Prof. Baiquni menekankan pentingnya pembinaan mental dan kesadaran diri. Baginya, pendakian bukan sekadar menaklukkan alam, tetapi lebih kepada mengelola hasrat dan batas kemampuan diri. Dalam konteks ini, Rinjani menjadi ruang kontemplatif yang menantang pendaki untuk mengenali dirinya sendiri. Tanpa pengendalian diri yang kuat, keinginan untuk mencapai puncak bisa berubah menjadi sikap nekat yang justru berujung pada risiko fatal. “Saya selalu ingat kutipan dari Reinhold Messner, it’s not the mountain we conquer, but ourselves,” ucapnya, menggarisbawahi filosofi esensial dalam dunia pendakian.

Dalam aspek manajemen destinasi, Prof. Baiquni mengungkapkan bahwa Balai Taman Nasional (BTN) Gunung Rinjani sebenarnya telah menerapkan sistem buka-tutup jalur pendakian berdasarkan musim. Penutupan jalur saat musim hujan, biasanya dari Januari hingga Maret, merupakan strategi konservasi yang vital sekaligus langkah pencegahan kecelakaan akibat cuaca ekstrem. “Ini bagian dari strategi visitor management yang sangat penting, agar unsur alam bisa pulih dan pendaki bisa merencanakan kunjungan dengan aman,” ujarnya.
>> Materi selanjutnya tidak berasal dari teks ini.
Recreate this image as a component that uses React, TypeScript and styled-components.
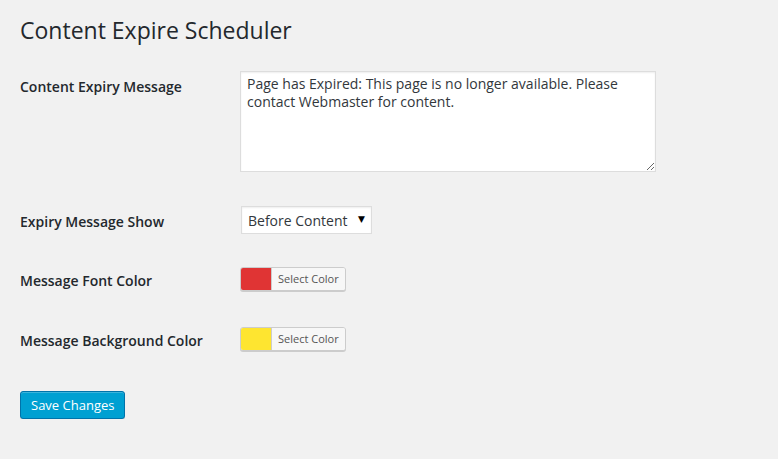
import React from "react";
import styled, { createGlobalStyle } from "styled-components";

const Global = createGlobalStyle`
  html, body { margin: 0; padding: 0; background: #f1f1f1; }
  body { font-family: "Open Sans", "Noto Sans", sans-serif; font-size: 13px; color: #23282d; }
`;

const Wrap = styled.div`
  padding: 0 20px;
`;

const Title = styled.h1`
  margin: 16px 0 0;
  font-size: 23px;
  font-weight: 400;
  line-height: 29px;
  color: #23282d;
`;

const Form = styled.form`
  margin-top: 11px;
  display: flex;
  flex-direction: column;
`;

const Row = styled.div`
  display: flex;
  align-items: flex-start;
`;

const Label = styled.label<{ $offset?: number }>`
  width: 200px;
  flex: none;
  padding: ${(p) => 20 + (p.$offset ?? 0)}px 10px ${(p) => 22 - (p.$offset ?? 0)}px 0;
  font-size: 14px;
  font-weight: 600;
  line-height: 1.3;
  color: #23282d;
`;

const Field = styled.div`
  padding: 15px 10px;
`;

const TextArea = styled.textarea`
  display: block;
  box-sizing: border-box;
  width: 416px;
  height: 101px;
  margin: 0 0 5px;
  padding: 3px 6px;
  border: 1px solid #ddd;
  background: #fff;
  box-shadow: inset 0 1px 2px rgba(0, 0, 0, 0.07);
  font-family: "Open Sans", "Noto Sans", sans-serif;
  font-size: 14px;
  line-height: 18px;
  color: #32373c;
  resize: vertical;
  outline: none;
`;

const SelectBox = styled.div`
  position: relative;
  box-sizing: border-box;
  width: 131px;
  height: 28px;
  margin: -1px 0 0 1px;
  border: 1px solid #ddd;
  background: #fff;
  box-shadow: inset 0 1px 2px rgba(0, 0, 0, 0.07);
`;

const Select = styled.select`
  appearance: none;
  -webkit-appearance: none;
  border: none;
  background: transparent;
  width: 100%;
  height: 100%;
  padding: 0 0 0 6px;
  font-family: "Open Sans", "Noto Sans", sans-serif;
  font-size: 14px;
  color: #32373c;
  outline: none;
`;

const Arrow = styled.span`
  position: absolute;
  right: 6px;
  top: 6px;
  font-size: 9px;
  line-height: 12px;
  color: #000;
  pointer-events: none;
  font-family: "DejaVu Sans", sans-serif;
`;

const Picker = styled.button`
  display: inline-flex;
  align-items: stretch;
  box-sizing: border-box;
  height: 24px;
  padding: 0;
  border: 1px solid #ccc;
  border-radius: 3px;
  overflow: hidden;
  background: #f7f7f7;
  box-shadow: 0 1px 0 #ccc;
  cursor: pointer;
`;

const Swatch = styled.span<{ $color: string }>`
  width: 30px;
  background: ${(p) => p.$color};
`;

const PickerText = styled.span`
  border-left: 1px solid #ccc;
  padding: 0 6px;
  line-height: 22px;
  font-family: "Open Sans", "Noto Sans", sans-serif;
  font-size: 11px;
  color: #555;
  background: #f7f7f7;
`;

const Submit = styled.div`
  margin-top: 18px;
`;

const Primary = styled.button`
  box-sizing: border-box;
  height: 28px;
  padding: 0 10px;
  border: 1px solid #0073aa;
  border-radius: 3px;
  background: #00a0d2;
  box-shadow: inset 0 1px 0 rgba(120, 200, 230, 0.5), 0 1px 0 rgba(0, 0, 0, 0.15);
  color: #fff;
  font-family: "Open Sans", "Noto Sans", sans-serif;
  font-size: 13px;
  line-height: 26px;
  cursor: pointer;
`;

export default function App() {
  return (
    <>
      <Global />
      <Wrap>
        <Title>Content Expire Scheduler</Title>
        <Form onSubmit={(e) => e.preventDefault()}>
          <Row>
            <Label $offset={2}>Content Expiry Message</Label>
            <Field>
              <TextArea defaultValue="Page has Expired: This page is no longer available. Please contact Webmaster for content." />
            </Field>
          </Row>
          <Row>
            <Label $offset={1}>Expiry Message Show</Label>
            <Field>
              <SelectBox>
                <Select defaultValue="before">
                  <option value="before">Before Content</option>
                  <option value="after">After Content</option>
                </Select>
                <Arrow>▼</Arrow>
              </SelectBox>
            </Field>
          </Row>
          <Row>
            <Label>Message Font Color</Label>
            <Field>
              <Picker type="button">
                <Swatch $color="#e03434" />
                <PickerText>Select Color</PickerText>
              </Picker>
            </Field>
          </Row>
          <Row>
            <Label>Message Background Color</Label>
            <Field>
              <Picker type="button">
                <Swatch $color="#fee530" />
                <PickerText>Select Color</PickerText>
              </Picker>
            </Field>
          </Row>
          <Submit>
            <Primary type="submit">Save Changes</Primary>
          </Submit>
        </Form>
      </Wrap>
    </>
  );
}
Namun demikian, tantangan muncul ketika masih banyak pihak yang nekat melanggar aturan, menyusup masuk jalur pendakian yang belum dibuka resmi. Prof. Baiquni juga menyoroti peran teknologi dalam pendakian modern. Meskipun teknologi telah banyak membantu sistem navigasi dan informasi spasial, ia menegaskan bahwa itu tidak dapat menggantikan pentingnya pengalaman dan insting lapangan. Penggunaan peta digital atau aplikasi cuaca harus didukung dengan pelatihan dasar survival dan pemahaman etika tim yang kuat.

Oleh karena itu, Prof. Baiquni mendorong agar pelatihan dasar seperti diklatsar, tali-temali, dan pembacaan medan dijadikan prasyarat wajib untuk pendakian Gunung Rinjani, terutama bagi pendaki asing yang mungkin belum familiar dengan ekosistem gunung di Indonesia. “Beda alat, beda naluri. Kadang orang terlalu fokus pada puncak sampai lupa diri,” bebernya, menyoroti kecenderungan pendaki untuk terlalu bergantung pada teknologi dan mengabaikan keterampilan dasar.

Menghadapi perubahan iklim yang kian tak menentu, Prof. Baiquni mengingatkan bahwa sistem mitigasi risiko perlu lebih adaptif dan prediktif. Membaca tanda-tanda alam, menurutnya, tidak hanya bergantung pada teknologi canggih, tetapi juga pada pemahaman lokal dan intuisi alami. Ia melihat pentingnya penggabungan antara sains modern dan kearifan lokal dalam mengelola risiko di wilayah pegunungan yang dinamis. “Kita diberi indra, nalar, dan nurani. Gunakan itu untuk membaca tanda-tanda alam, seperti awan, arah angin, dan pola kabut,” pungkasnya, mengakhiri pandangannya dengan seruan untuk pendekatan holistik dalam menjaga keselamatan di Gunung Rinjani.

Ringkasan

Gunung Rinjani, destinasi pendakian populer, telah mengalami serangkaian insiden serius yang menyoroti bahaya tersembunyi. Pada akhir Juni 2025, seorang warga negara Brasil meninggal dunia setelah terjatuh, dan pada 16 Juli 2025, seorang warga Swiss mengalami patah tulang. Guru Besar Fakultas Geografi UGM, Prof. Baiquni, menjelaskan bahwa topografi vulkanik Rinjani yang unik dengan tebing curam dan paparan gas sulfur sangat berisiko bagi pendaki, terutama pemula.

Prof. Baiquni juga menekankan bahwa lingkungan ekstrem dapat memengaruhi fisik dan mental pendaki, bahkan menyebabkan halusinasi. Ia mengingatkan pentingnya pembinaan mental dan kesadaran diri, mengingat pendakian bukan sekadar menaklukkan alam. Meskipun BTN Gunung Rinjani memiliki sistem buka-tutup jalur, Prof. Baiquni menyarankan pelatihan dasar wajib serta penggabungan teknologi dengan pengalaman lapangan dan kearifan lokal untuk mitigasi risiko.